• @jmanes
    link
    English
    2
    edit-2
    1 year ago

    I’ve been using Linux for 15 years. Tinkering with WSL is not as fruitful as tinkering with Linux.

    The link you provided for DNS is exactly the solution I was describing in my original post. It never worked for me, though. We have a custom DNS setup in-house and simply setting the nameserver doesn’t work. It is far too much of a hassle, so we just spin up wsl-vpnkit when we need network access.

    Mac users and Linux native users don’t have these issues and everything works out of the box.

    The performance I get when compiling and running integration tests through Rancher desktop integration on WSL is abysmal. Taking 30+ minutes to complete whereas for other employees on Macs see things done in under 5 minutes. Not sure if there is a WSL specific firewall / networking issue or what. If you look up “WSL2 poor network performacne” you’ll see dozens of open GitHub issues. It is very non-deterministic. Some days it runs great, other days it is terrible.
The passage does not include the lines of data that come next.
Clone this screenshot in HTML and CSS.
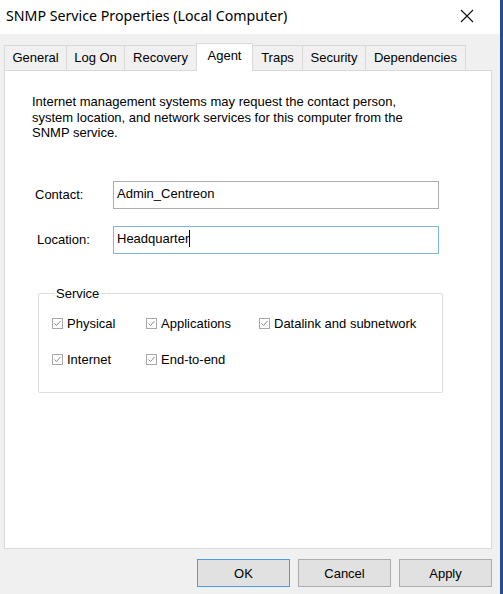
FILE: index.html
```html
<!DOCTYPE html>
<html lang="en">
<head>
    <meta charset="UTF-8">
    <title>SNMP Service Properties (Local Computer)</title>
    <link rel="stylesheet" href="styles.css">
</head>
<body>
    <div class="window">
        <div class="titlebar">
            <span class="title">SNMP Service Properties (Local Computer)</span>
            <svg class="close" width="14" height="14" viewBox="0 0 14 14">
                <path d="M1 1 L13 13 M13 1 L1 13" stroke="#111" stroke-width="1.1" fill="none"/>
            </svg>
        </div>

        <div class="body">
            <div class="tabs">
                <div class="tab">General</div>
                <div class="tab">Log On</div>
                <div class="tab">Recovery</div>
                <div class="tab active">Agent</div>
                <div class="tab">Traps</div>
                <div class="tab">Security</div>
                <div class="tab">Dependencies</div>
            </div>

            <div class="panel">
                <p class="desc">Internet management systems may request the contact person,<br>system location, and network services for this computer from the<br>SNMP service.</p>

                <div class="field">
                    <label class="field-label">Contact:</label>
                    <div class="textbox">Admin_Centreon</div>
                </div>
                <div class="field">
                    <label class="field-label loc">Location:</label>
                    <div class="textbox focused">Headquarter<span class="caret"></span></div>
                </div>

                <fieldset class="group">
                    <legend>Service</legend>
                    <div class="check-grid">
                        <div class="check"><span class="box"><svg width="9" height="9" viewBox="0 0 9 9"><path d="M1.5 4.5 L3.5 6.5 L7.5 2" stroke="#8a8a8a" stroke-width="1" fill="none"/></svg></span>Physical</div>
                        <div class="check"><span class="box"><svg width="9" height="9" viewBox="0 0 9 9"><path d="M1.5 4.5 L3.5 6.5 L7.5 2" stroke="#8a8a8a" stroke-width="1" fill="none"/></svg></span>Applications</div>
                        <div class="check"><span class="box"><svg width="9" height="9" viewBox="0 0 9 9"><path d="M1.5 4.5 L3.5 6.5 L7.5 2" stroke="#8a8a8a" stroke-width="1" fill="none"/></svg></span>Datalink and subnetwork</div>
                        <div class="check"><span class="box"><svg width="9" height="9" viewBox="0 0 9 9"><path d="M1.5 4.5 L3.5 6.5 L7.5 2" stroke="#8a8a8a" stroke-width="1" fill="none"/></svg></span>Internet</div>
                        <div class="check"><span class="box"><svg width="9" height="9" viewBox="0 0 9 9"><path d="M1.5 4.5 L3.5 6.5 L7.5 2" stroke="#8a8a8a" stroke-width="1" fill="none"/></svg></span>End-to-end</div>
                    </div>
                </fieldset>
            </div>

            <div class="buttons">
                <button class="btn default">OK</button>
                <button class="btn">Cancel</button>
                <button class="btn">Apply</button>
            </div>
        </div>
    </div>
</body>
</html>
```

FILE: styles.css
```css
body {
    margin: 0;
    background-color: #f0f0f0;
    font-family: "Liberation Sans", Arial, sans-serif;
    font-size: 13px;
    color: #000;
}

.window {
    width: 500px;
    height: 594px;
    border-right: 3px solid #2a4b8d;
    display: flex;
    flex-direction: column;
    background-color: #f0f0f0;
}

.titlebar {
    height: 34px;
    flex: none;
    background-color: #fff;
    display: flex;
    align-items: center;
    justify-content: space-between;
    padding: 0 26px 3px 6px;
    box-sizing: border-box;
}

.title {
    font-family: "Noto Sans", "Open Sans", sans-serif;
    font-size: 14.2px;
    color: #000;
}

.body {
    flex: 1;
    display: flex;
    flex-direction: column;
    padding: 8px 8px 0 4px;
}

.tabs {
    display: flex;
    align-items: flex-end;
    height: 28px;
    position: relative;
    z-index: 1;
}

.tab {
    height: 25px;
    line-height: 24px;
    border: 1px solid #d9d9d9;
    border-bottom: none;
    border-left: none;
    background-color: #f0f0f0;
    box-sizing: border-box;
    text-align: center;
}

.tab:first-child {
    border-left: 1px solid #d9d9d9;
}

.tab:nth-child(1) { width: 63px; }
.tab:nth-child(2) { width: 58px; }
.tab:nth-child(3) { width: 72px; }
.tab:nth-child(4) { width: 56px; }
.tab:nth-child(5) { width: 50px; }
.tab:nth-child(6) { width: 63px; }
.tab:nth-child(7) { width: 100px; }

.tab.active {
    height: 28px;
    line-height: 24px;
    background-color: #fff;
    border-left: 1px solid #d9d9d9;
    margin-left: -1px;
    margin-bottom: -1px;
    width: 57px;
}

.panel {
    flex: none;
    height: 479px;
    box-sizing: border-box;
    background-color: #fff;
    border: 1px solid #d9d9d9;
    padding: 23px 0 0 27px;
}

.desc {
    margin: 0 0 40px 0;
    line-height: 15.5px;
}

.field {
    display: flex;
    align-items: center;
    margin-bottom: 17px;
}

.field-label {
    width: 78px;
    padding-left: 3px;
}

.field-label.loc {
    padding-left: 5px;
    width: 76px;
}

.textbox {
    width: 326px;
    height: 28px;
    box-sizing: border-box;
    border: 1px solid #adadad;
    padding: 0 3px;
    line-height: 24px;
}

.textbox.focused {
    border-color: #7eb4ea;
}

.caret {
    display: inline-block;
    width: 1px;
    height: 17px;
    background-color: #000;
    vertical-align: -4px;
}

.group {
    margin: 32px 0 0 6px;
    width: 405px;
    height: 107px;
    box-sizing: border-box;
    border: 1px solid #dcdcdc;
    padding: 14px 0 0 13px;
    border-radius: 2px;
}

.group legend {
    padding: 0 1px;
    margin-left: 3px;
}

.check-grid {
    display: grid;
    grid-template-columns: 94px 113px auto;
    row-gap: 22px;
    margin-top: 2px;
}

.check {
    display: flex;
    align-items: center;
    height: 14px;
}

.box {
    width: 11px;
    height: 11px;
    box-sizing: border-box;
    border: 1px solid #a8a8a8;
    display: inline-flex;
    align-items: center;
    justify-content: center;
    margin-right: 4px;
}

.box svg {
    display: block;
}

.buttons {
    display: flex;
    justify-content: flex-end;
    gap: 8px;
    margin-top: 10px;
}

.btn {
    width: 93px;
    height: 28px;
    font-family: "Liberation Sans", Arial, sans-serif;
    font-size: 13px;
    color: #000;
    background-color: #e1e1e1;
    border: 1px solid #adadad;
    padding: 0;
}

.btn.default {
    border-color: #4d9be8;
}
```
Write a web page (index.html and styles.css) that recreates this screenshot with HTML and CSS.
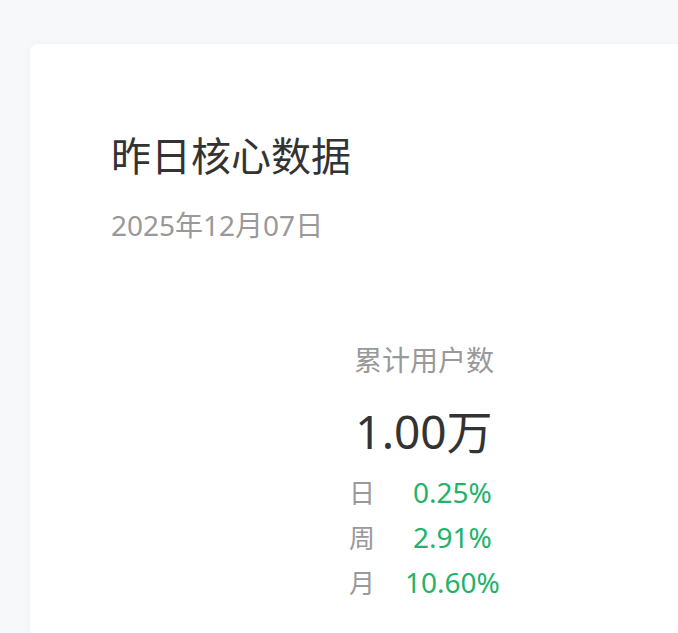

    I assume I’ll have a million of other replies coming along that link me to random benchmarks and articles about how great WSL2 is, but I’m telling you, I use it every single day at my job as a software engineer. It has problems. I’m grateful it exists and that I can hack it just enough to work (sometimes), but it is nothing like using Linux natively.

    • communistcapy
      link
      fedilink
      English
      01 year ago

      To be clear I wasn’t trying to say WSL replaces Linux. Just trying to help with your issues. I use WSL on Windows but I still also use native Arch (btw).